Until recently, this overwhelming wealth of diversity and information has been documented only in disparate lists and catalogs. With the publication of “An integrated assessment of the vascular plant species of the Americas” in the December 2017 issue of Science, an international team of 24 researchers led by Missouri Botanical Garden botanist Dr. Carmen Ulloa has for the first time provided a comprehensive overview of all known plants of the Western Hemisphere.

Diversity in Digits

  • 124,993 species, or one-third of the world’s known vascular plants (ferns, conifers, and flowering plants) are found in the Americas.
  • There are 51,241 species of vascular plants in North America and 82,052 in South America.
  • Only 8,300 of the species are shared between North and South America.
  • South America has 6% more species of vascular plants than Africa but is only half its size.
  • The orchids (Orchidaceae) are the largest family with 12,983 species; second is the sunflower family (Asteraceae) with 12,043 species, and third the legumes (Fabaceae) with 7,473 species.
  • 52 plant families are restricted (or nearly restricted) to the Americas. The pineapple family (Bromeliaceae) is the largest of these families with 3,403 species; second is the cactus family (Cactaceae) with 1,847 species.
  • Brazil is the country with the most species of vascular plants in the Americas, 33,161. Colombia is second with 23,104, and Mexico is third with 22,969.
  • The highest concentration of plant diversity is in Ecuador (17,548 species in an area of 256,370 km2).
  • The authors predict there will be a total of 150,000 species of vascular plants documented by 2050.
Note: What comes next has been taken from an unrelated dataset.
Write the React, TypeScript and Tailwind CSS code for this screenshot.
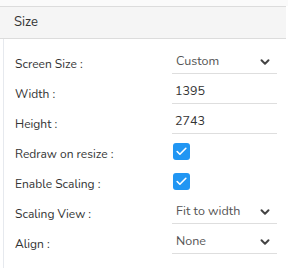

Tillandsia_usneoides Spanish moss a species in the pineapple family Bromeliaceae family nearly endemic to the Americas. Photo S. Keil
Tillandsia usneoides, “Spanish moss,” neither Spanish nor a moss, a widespread species native to the New World, in the pineapple family Bromeliaceae, a family nearly restricted to the Americas. Photo S. Keil.

Faced by a growing need to rapidly document the abundance of plants threatened by human activities, the Garden initiated a series of country-based plant checklists in the 1990s. Other institutions followed with additional lists, resulting in complete plant inventories for Mexico, the West Indies, and all of South America, as well as partial checklists for Central America and North American regions north of Mexico. Ulloa and her colleagues have merged all of the information from these regional checklists into one massive compendium. Hosted on the Garden’s Tropicos® plant database, this continuously updated, searchable database is publicly accessible and now includes all 124,993 species of plants currently known from the Western Hemisphere.

Access the Vascular Plants of the New World database on Tropicos. 

Beyond the benefit provided to other plant scientists, this new database represents “a monumental achievement that will be of enormous interest to conservation biologists, ecologists, evolutionary biologists, biogeographers, land managers, and governmental officials around the world,” according to noted botanist Dr. Thomas Givnish.

Stylophorum_diphyllum celendine poppy restricted to North America photo C. Ulloa
Celandine poppy, Stylophorum diphyllum, restricted in distribution to North America. Photo C. Ulloa.

The hope is that conservationists will use the database to manage a country’s or region’s plant assets, says Dr. Ulloa. “Now we know what we can conserve.”

Other current or former members of the Garden research staff involved in this study include co-authors Dr. Gerrit Davidse, Heather Stimmel, Dr. James Zarucchi, Dr. Peter Jørgensen, Dr. Robert Magill, and Garden President Emeritus Dr. Peter Raven. Dr. Tom Croat and Dr. Charlotte Taylor are acknowledged for having described more than 400 plant species in the database.